The top five investment banks paying the highest bonuses in London this year are all American, according to a survey published on Wednesday.
Goldman Sachs had the highest average bonuses, at £194,000 a head for directors, followed by Morgan Stanley’s £170,000 and Bank of America Merrill Lynch’s £166,000, new research from salary benchmarking site Emolument.com show.
The Wall Street banks’ dominance of the bonus tables come as European lenders increasingly cede market share to US competitors in key areas such as mergers and acquisitions.
“For some time now we’ve seen US banks prepared to pay more in their investment banking operations, largely because they’re investing more heavily into them than many of the European players who have been revisiting their strategies for investment banking,” said Tom Gosling, head of PwC’s UK reward practice, adding that European banks are still “very competitive” when they are hiring candidates in key areas.
Deutsche, Royal Bank of Scotland, Barclays, UBS and Credit Suisse are among the European lenders that scaled back their investment banks in the aftermath of the 2007-2009 financial crisis.
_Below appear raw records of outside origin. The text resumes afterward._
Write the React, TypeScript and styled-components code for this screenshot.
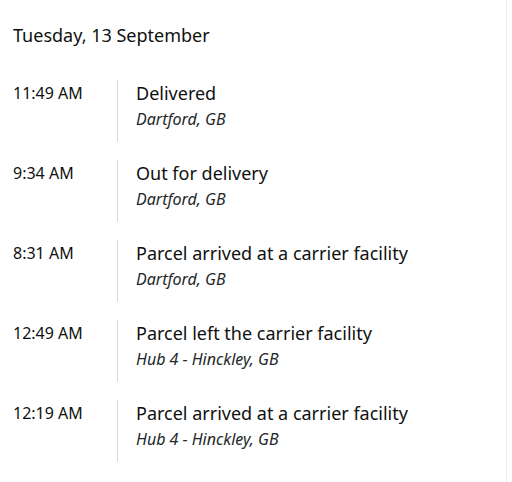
import React from "react";
import styled, { createGlobalStyle } from "styled-components";

const GlobalStyle = createGlobalStyle`
  html, body {
    margin: 0;
    padding: 0;
    background: #ffffff;
  }
  body {
    font-family: "Noto Sans", "Open Sans", sans-serif;
    color: #0f1111;
  }
`;

type TrackingEvent = {
  time: string;
  status: string;
  place: string;
};

const events: TrackingEvent[] = [
  { time: "11:49 AM", status: "Delivered", place: "Dartford, GB" },
  { time: "9:34 AM", status: "Out for delivery", place: "Dartford, GB" },
  { time: "8:31 AM", status: "Parcel arrived at a carrier facility", place: "Dartford, GB" },
  { time: "12:49 AM", status: "Parcel left the carrier facility", place: "Hub 4 - Hinckley, GB" },
  { time: "12:19 AM", status: "Parcel arrived at a carrier facility", place: "Hub 4 - Hinckley, GB" },
];

const App: React.FC = () => {
  return (
    <>
      <GlobalStyle />
      <Page>
        <DayHeading>Tuesday, 13 September</DayHeading>
        <Timeline>
          {events.map((e) => (
            <Row key={e.time + e.status}>
              <Time>{e.time}</Time>
              <Detail>
                <Status>{e.status}</Status>
                <Place>{e.place}</Place>
              </Detail>
            </Row>
          ))}
        </Timeline>
      </Page>
    </>
  );
};

const Page = styled.div`
  width: 507px;
  height: 482px;
  box-sizing: border-box;
  border-right: 1px solid #ececec;
  padding: 22px 0 0 13px;
`;

const DayHeading = styled.h2`
  margin: 0;
  font-size: 18px;
  font-weight: 400;
  line-height: 26px;
`;

const Timeline = styled.div`
  display: flex;
  flex-direction: column;
  gap: 18px;
  margin-top: 32px;
`;

const Row = styled.div`
  display: grid;
  grid-template-columns: 104px 1fr;
  height: 62px;
`;

const Time = styled.div`
  font-size: 16px;
  line-height: 24px;
  padding-top: 1px;
`;

const Detail = styled.div`
  border-left: 1px solid #d5d9d9;
  padding-left: 18px;
  padding-top: 1px;
`;

const Status = styled.div`
  font-size: 18px;
  line-height: 24px;
`;

const Place = styled.div`
  font-size: 16px;
  font-style: italic;
  line-height: 28px;
  color: #232727;
`;

export default App;
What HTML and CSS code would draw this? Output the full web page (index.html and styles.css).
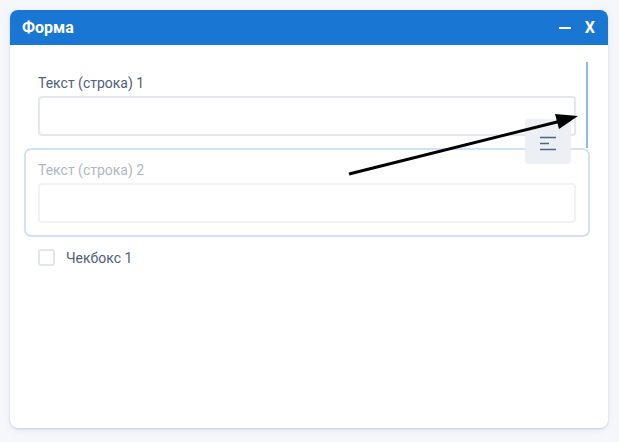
FILE: index.html
```html
<!DOCTYPE html>
<html lang="ru">
<head>
<meta charset="utf-8">
<title>Форма</title>
<link rel="stylesheet" href="styles.css">
</head>
<body>
<div class="window">
  <div class="titlebar">
    <span class="title">Форма</span>
    <div class="controls">
      <span class="ctl-min"></span>
      <span class="ctl-close">X</span>
    </div>
  </div>
  <div class="content">
    <div class="field">
      <label class="label">Текст (строка) 1</label>
      <div class="input"></div>
    </div>
    <div class="field drag">
      <div class="drag-inner">
        <label class="label">Текст (строка) 2</label>
        <div class="input"></div>
      </div>
    </div>
    <div class="check-row">
      <span class="checkbox"></span>
      <span class="check-label">Чекбокс 1</span>
    </div>
  </div>
  <div class="drop-line"></div>
  <div class="handle">
    <svg width="18" height="16" viewBox="0 0 18 16">
      <path d="M1 2.5H17M1 8.5H10M1 14.5H17" stroke="#4d6485" stroke-width="1.6" fill="none"/>
    </svg>
  </div>
  <svg class="arrow" width="598" height="418" viewBox="0 0 598 418">
    <line x1="339" y1="164" x2="555" y2="110" stroke="#000" stroke-width="3"/>
    <polygon points="568,106 545,104 549,119" fill="#000"/>
  </svg>
</div>
</body>
</html>
```
FILE: styles.css
```css
html, body {
  margin: 0;
  padding: 0;
}
body {
  background: #f5f7fb;
  font-family: Roboto, "Liberation Sans", sans-serif;
  width: 619px;
  height: 442px;
  overflow: hidden;
}
.window {
  position: relative;
  margin: 10px 11px 0 10px;
  width: 598px;
  height: 418px;
  background: #fff;
  border-radius: 8px;
  box-shadow: 0 1px 2px rgba(60, 80, 110, 0.2), 0 2px 8px rgba(60, 80, 110, 0.08);
  overflow: hidden;
}
.titlebar {
  height: 35px;
  background: #1976d2;
  display: flex;
  align-items: center;
  justify-content: space-between;
  padding: 0 13px 0 12px;
  color: #fff;
}
.title {
  font-size: 16px;
  font-weight: 700;
}
.controls {
  display: flex;
  align-items: center;
  gap: 14px;
}
.ctl-min {
  display: block;
  width: 12px;
  height: 2px;
  background: #fff;
  margin-top: 1px;
}
.ctl-close {
  font-size: 16px;
  font-weight: 700;
}
.content {
  padding: 28px 32px 0 28px;
  display: flex;
  flex-direction: column;
  gap: 12px;
}
.field {
  display: flex;
  flex-direction: column;
}
.label {
  font-size: 14px;
  line-height: 20px;
  color: #4f6079;
  margin-bottom: 3px;
}
.input {
  height: 36px;
  border: 2px solid #e4e8ed;
  border-radius: 4px;
  background: #fff;
}
.drag {
  margin: 0 -14px;
  padding: 10px 12px 12px;
  border: 2px solid #d2e1f4;
  border-radius: 7px;
}
.drag-inner {
  display: flex;
  flex-direction: column;
  opacity: 0.45;
}
.drag .input {
  border-color: #e0e4ea;
}
.check-row {
  display: flex;
  align-items: center;
  height: 17px;
}
.checkbox {
  width: 13px;
  height: 13px;
  border: 2px solid #e1e6ec;
  border-radius: 3px;
  margin-right: 11px;
}
.check-label {
  font-size: 14px;
  color: #4f6079;
}
.drop-line {
  position: absolute;
  left: 576px;
  top: 52px;
  width: 2px;
  height: 86px;
  background: #94b7e5;
}
.handle {
  position: absolute;
  left: 515px;
  top: 109px;
  width: 46px;
  height: 45px;
  background: #eceff3;
  border-radius: 4px;
  display: flex;
  justify-content: center;
  padding-top: 16px;
  box-sizing: border-box;
}
.handle svg {
  display: block;
}
.arrow {
  position: absolute;
  left: 0;
  top: 0;
  pointer-events: none;
}
```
In a case such as UBS’s, swaths of activities have been abandoned, in others assets have been sold and activity levels reduced.
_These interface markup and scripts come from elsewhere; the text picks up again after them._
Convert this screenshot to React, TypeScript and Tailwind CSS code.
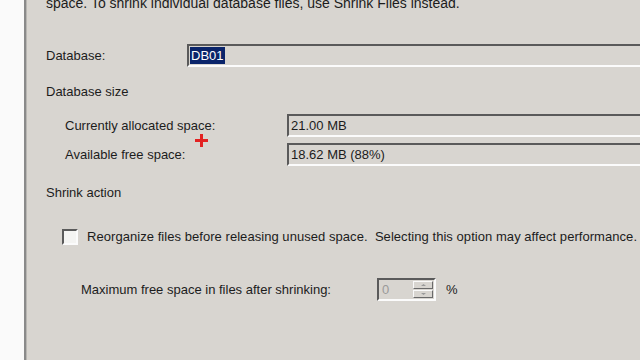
import React from "react";

const sunken =
  "border-t-2 border-l-2 border-b-2 border-r-2 border-t-[#5a5a5a] border-l-[#5a5a5a] border-b-[#fbfbfb] border-r-[#fbfbfb]";

function Field({ children, className = "" }: { children?: React.ReactNode; className?: string }) {
  return (
    <div className={`${sunken} bg-[#d8d5d0] h-[23px] flex items-center pl-[1px] ${className}`}>
      {children}
    </div>
  );
}

function Spinner() {
  return (
    <div className={`${sunken} w-[59px] h-[23px] flex bg-[#d8d5d0]`}>
      <div className="flex-1 pl-[3px] text-[#9a9a9a] leading-[19px]">0</div>
      <div className="w-[21px] flex flex-col gap-[1px] py-[1px] pr-[1px]">
        <div className="flex-1 bg-[#d8d5d0] border-t border-l border-t-[#fafafa] border-l-[#fafafa] border-b border-r border-b-[#6a6a6a] border-r-[#6a6a6a] flex items-center justify-center">
          <svg width="7" height="4" viewBox="0 0 7 4">
            <path d="M1 3 L3.5 1 L6 3 Z" fill="#9a9a9a" />
          </svg>
        </div>
        <div className="flex-1 bg-[#d8d5d0] border-t border-l border-t-[#fafafa] border-l-[#fafafa] border-b border-r border-b-[#6a6a6a] border-r-[#6a6a6a] flex items-center justify-center">
          <svg width="7" height="4" viewBox="0 0 7 4">
            <path d="M1 1 L3.5 3 L6 1 Z" fill="#9a9a9a" />
          </svg>
        </div>
      </div>
    </div>
  );
}

export default function App() {
  return (
    <div
      className="relative w-[640px] h-[360px] overflow-hidden flex bg-[#d8d5d0] text-[13px] text-[#1c1c1c]"
      style={{ fontFamily: '"Liberation Sans", Arial, sans-serif' }}
    >
      <div className="w-[24px] bg-[#fafafa] shrink-0" />
      <div className="w-[3px] bg-[#8a8a8a] border-r border-r-[#b8b6b2] shrink-0" />
      <div className="flex-1 flex flex-col pl-[19px] whitespace-nowrap">
        <div className="h-[15px] leading-[15px] mt-[-4px] text-[14px]">
          space. To shrink individual database files, use Shrink Files instead.
        </div>

        <div className="h-[23px] mt-[33px] flex items-center">
          <span className="w-[141px]">Database:</span>
          <Field className="flex-1 mr-[-20px]">
            <span className="bg-[#0a246a] text-white px-[1px] leading-[17px]">DB01</span>
          </Field>
        </div>

        <div className="h-[15px] leading-[15px] mt-[17px]">Database size</div>

        <div className="h-[23px] mt-[15px] flex items-center pl-[19px]">
          <span className="w-[222px]">Currently allocated space:</span>
          <Field className="flex-1 mr-[-20px]">
            <span className="pl-[1px]">21.00 MB</span>
          </Field>
        </div>

        <div className="h-[23px] mt-[6px] flex items-center pl-[19px]">
          <span className="w-[222px]">Available free space:</span>
          <Field className="flex-1 mr-[-20px]">
            <span className="pl-[1px]">18.62 MB (88%)</span>
          </Field>
        </div>

        <div className="h-[15px] leading-[15px] mt-[19px]">Shrink action</div>

        <div className="h-[16px] mt-[29px] flex items-center pl-[16px]">
          <div className={`w-[16px] h-[16px] ${sunken} bg-[#f4f4f2]`} />
          <span className="ml-[9px] tracking-[0.05px]">
            Reorganize files before releasing unused space.&nbsp; Selecting this option may affect performance.
          </span>
        </div>

        <div className="h-[23px] mt-[33px] flex items-center pl-[35px]">
          <span className="w-[296px]">Maximum free space in files after shrinking:</span>
          <Spinner />
          <span className="ml-[10px]">%</span>
        </div>
      </div>

      <div className="absolute left-[195px] top-[134px] w-[13px] h-[13px] pointer-events-none">
        <div className="absolute left-[5px] top-0 w-[3px] h-[13px] bg-[#e32222]" />
        <div className="absolute left-0 top-[5px] w-[13px] h-[3px] bg-[#e32222]" />
      </div>
    </div>
  );
}
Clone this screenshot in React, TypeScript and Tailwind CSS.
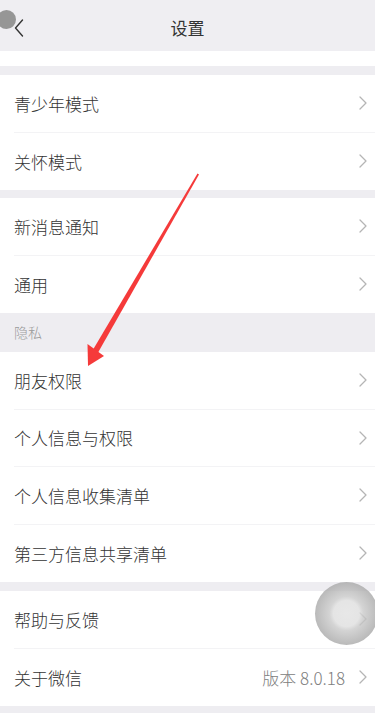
import React from 'react';

const Chevron = () => (
  <svg width="8" height="14" viewBox="0 0 8 14" fill="none" className="shrink-0">
    <path d="M1 1l6 6-6 6" stroke="#b5b5b5" strokeWidth="1.3" strokeLinecap="round" strokeLinejoin="round" />
  </svg>
);

type Item = { label: string; value?: string };

const Row = ({ item, last }: { item: Item; last: boolean }) => (
  <div className="h-[57.5px] pl-[14px] bg-white">
    <div className={`h-full flex items-center pr-[8px] ${last ? '' : 'border-b border-[#f3f3f5]'}`}>
      <span className="flex-1 text-[17px] font-light text-[#333]">{item.label}</span>
      {item.value && <span className="text-[17px] font-light text-[#808080] mr-[14px]">{item.value}</span>}
      <Chevron />
    </div>
  </div>
);

const Group = ({ items }: { items: Item[] }) => (
  <div className="bg-white">
    {items.map((it, i) => (
      <Row key={it.label} item={it} last={i === items.length - 1} />
    ))}
  </div>
);

const App = () => {
  return (
    <div
      className="relative w-[375px] h-[713px] overflow-hidden bg-[#eeedf1]"
      style={{ fontFamily: '"Noto Sans CJK SC", "Noto Sans", sans-serif' }}
    >
      {/* header */}
      <div className="h-[51px] flex items-center justify-center relative bg-[#efeef2]">
        <svg width="10" height="18" viewBox="0 0 10 18" fill="none" className="absolute left-[14px] top-[19px]">
          <path d="M8.5 1L1.5 9l7 8" stroke="#333" strokeWidth="1.4" strokeLinecap="round" strokeLinejoin="round" />
        </svg>
        <span className="text-[17px] text-[#333] pt-[4px]">设置</span>
      </div>
      <div className="h-[15px] bg-white" />
      <div className="h-[9px]" />
      <Group items={[{ label: '青少年模式' }, { label: '关怀模式' }]} />
      <div className="h-[8px]" />
      <Group items={[{ label: '新消息通知' }, { label: '通用' }]} />
      <div className="h-[39px] flex items-end pl-[14px] pb-[9px]">
        <span className="text-[14px] font-light text-[#9a9a9a]">隐私</span>
      </div>
      <Group
        items={[
          { label: '朋友权限' },
          { label: '个人信息与权限' },
          { label: '个人信息收集清单' },
          { label: '第三方信息共享清单' },
        ]}
      />
      <div className="h-[9px]" />
      <Group items={[{ label: '帮助与反馈' }, { label: '关于微信', value: '版本 8.0.18' }]} />

      {/* touch dot top-left */}
      <div className="absolute left-[-3px] top-[10px] w-[19px] h-[19px] rounded-full bg-[#8c8c8c] opacity-90" />

      {/* assistive touch */}
      <div className="absolute left-[315px] top-[582px] w-[63px] h-[63px] rounded-full opacity-80 bg-[radial-gradient(circle,#e2e2e2_0,#dedede_13px,#c9c9c9_17px,#b9b9b9_24px,#a9a9a9_31px)]" />

      {/* red arrow annotation */}
      <svg className="absolute inset-0 pointer-events-none" width="375" height="713" viewBox="0 0 375 713">
        <polygon points="197.5,173.5 199,174.5 97.5,353.5 92.5,350.5" fill="#f53a3a" />
        <polygon points="88,366 87.5,344 104,356" fill="#f53a3a" />
      </svg>
    </div>
  );
};

export default App;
Mr Gosling added that US banks’ “overall firm-wide profitability enables them to pay better even in London”. Goldman had a return on equity of 11.2 per cent in 2014 — twice the 5 per cent reported by Deutsche and the 4.4 per cent at Credit Suisse.
Not all US banks had higher earnings than their European peers; return on equity at Morgan Stanley was 4.8 per cent for 2014, at BofA it was only 1.7 per cent.
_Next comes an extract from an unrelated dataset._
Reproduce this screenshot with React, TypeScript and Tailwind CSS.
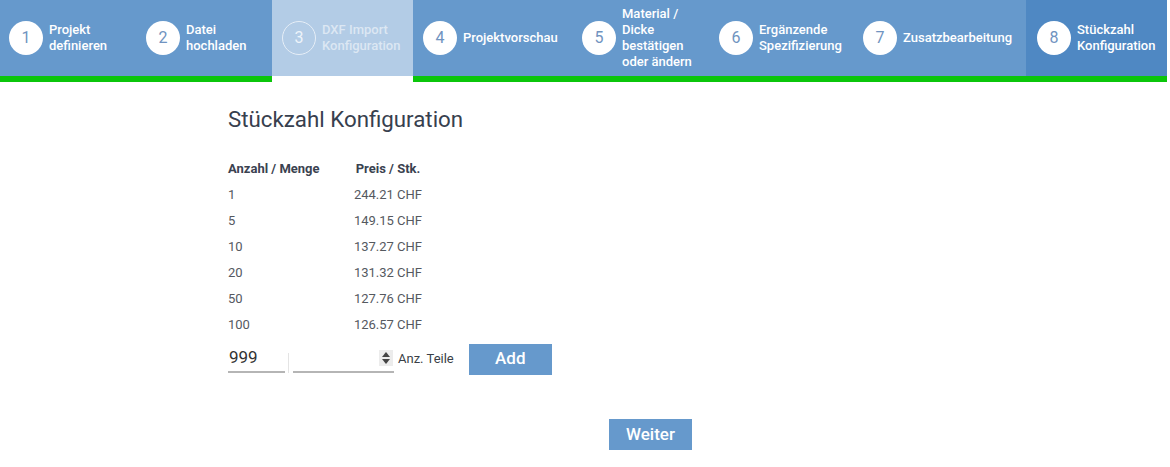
import React from "react";

const steps = [
  { n: 1, lines: ["Projekt", "definieren"], w: "w-[137px]", pl: "pl-[9px]", kind: "normal" },
  { n: 2, lines: ["Datei", "hochladen"], w: "w-[135px]", pl: "pl-[9px]", kind: "normal" },
  { n: 3, lines: ["DXF Import", "Konfiguration"], w: "w-[141px]", pl: "pl-[10px]", kind: "disabled" },
  { n: 4, lines: ["Projektvorschau"], w: "w-[159px]", pl: "pl-[10px]", kind: "normal" },
  { n: 5, lines: ["Material /", "Dicke", "bestätigen", "oder ändern"], w: "w-[137px]", pl: "pl-[10px]", kind: "normal" },
  { n: 6, lines: ["Ergänzende", "Spezifizierung"], w: "w-[144px]", pl: "pl-[10px]", kind: "normal" },
  { n: 7, lines: ["Zusatzbearbeitung"], w: "w-[173px]", pl: "pl-[10px]", kind: "normal" },
  { n: 8, lines: ["Stückzahl", "Konfiguration"], w: "w-[141px]", pl: "pl-[11px]", kind: "active" },
];

const rows = [
  ["1", "244.21 CHF"],
  ["5", "149.15 CHF"],
  ["10", "137.27 CHF"],
  ["20", "131.32 CHF"],
  ["50", "127.76 CHF"],
  ["100", "126.57 CHF"],
];

function Step({ s }: { s: (typeof steps)[number] }) {
  const bg =
    s.kind === "disabled" ? "bg-[#b3cce6] border-white" : s.kind === "active" ? "bg-[#4f88c3] border-[#0bc60b]" : "bg-[#6699cc] border-[#0bc60b]";
  return (
    <div className={`${s.w} ${s.pl} ${bg} h-[82px] border-b-[6px] flex items-center gap-[6px] shrink-0`}>
      {s.kind === "disabled" ? (
        <div className="w-[34px] h-[34px] rounded-full border-[1.5px] border-[#e6eef7] flex items-center justify-center text-[16px] text-[#eef4fa] shrink-0">
          {s.n}
        </div>
      ) : (
        <div className="w-[34px] h-[34px] rounded-full bg-white flex items-center justify-center text-[16px] text-[#7093c0] shrink-0">
          {s.n}
        </div>
      )}
      <div
        className={`text-[13px] leading-[16px] font-medium ${
          s.kind === "disabled" ? "text-[#dce7f3]" : "text-white"
        }`}
      >
        {s.lines.map((l) => (
          <div key={l}>{l}</div>
        ))}
      </div>
    </div>
  );
}

export default function App() {
  return (
    <div className="w-[1170px] h-[467px] bg-white font-['Roboto',sans-serif] overflow-hidden">
      <div className="flex">
        {steps.map((s) => (
          <Step key={s.n} s={s} />
        ))}
      </div>
      <div className="pl-[228px]">
        <h1 className="mt-[23px] text-[22.3px] leading-[28px] font-normal text-[#37404e]">Stückzahl Konfiguration</h1>
        <div className="mt-[23px] text-[13px]">
          <div className="flex h-[26px] items-center font-bold text-[#3a4250]">
            <div className="w-[110px]">Anzahl / Menge</div>
            <div className="w-[100px] text-center">Preis / Stk.</div>
          </div>
          {rows.map(([a, p]) => (
            <div key={a} className="flex h-[26px] items-center text-[#55595f]">
              <div className="w-[110px]">{a}</div>
              <div className="w-[100px] text-center">{p}</div>
            </div>
          ))}
        </div>
        <div className="flex items-center mt-[6px] h-[30px]">
          <div className="relative flex items-end h-[28px] w-[166px]">
            <div className="w-[57px] h-full border-b-2 border-[#b5b5b5] text-[17px] text-[#333] flex items-center pl-[1px]">999</div>
            <div className="w-[1px] h-[20px] bg-[#e4e4e4] ml-[3px] mr-[4px]"></div>
            <div className="flex-1 h-full border-b-2 border-[#b5b5b5] flex items-center justify-end pr-[1px]">
              <div className="w-[14px] h-[16px] bg-[#ececec] flex flex-col items-center justify-center gap-[2px]">
                <svg width="8" height="5" viewBox="0 0 8 5"><path d="M0 5 L4 0 L8 5 Z" fill="#444" /></svg>
                <svg width="8" height="5" viewBox="0 0 8 5"><path d="M0 0 L4 5 L8 0 Z" fill="#444" /></svg>
              </div>
            </div>
          </div>
          <div className="ml-[4px] text-[13px] text-[#3a3f47]">Anz. Teile</div>
          <button className="ml-[15px] w-[83px] h-[31px] bg-[#6699cc] text-white text-[17px] font-medium">Add</button>
        </div>
        <div className="mt-[45px] pl-[381px]">
          <button className="w-[83px] h-[31px] bg-[#6699cc] text-white text-[17px] font-medium">Weiter</button>
        </div>
      </div>
    </div>
  );
}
Alice Leguay from Emolument.com said base salaries were rising to compensate for new rules capping the size of banker bonuses. JPMorgan had the highest average director salary in 2014 at £243,000, a year ago its average was £220,000, Emolument.com’s figures show.
At Société Générale, which is growing its investment bank, average directors’ salaries rose to £150,000 in 2014 from £123,000 a year earlier. The French bank’s salaries remain the lowest of the 15 banks covered by Emolument.com’s research.
“We expect to see base salaries shoot up in order to circumvent bonus cap regulations, especially at director and managing director level where employees expect to see their total comp (pay) increase substantially,” said Ms Leguay.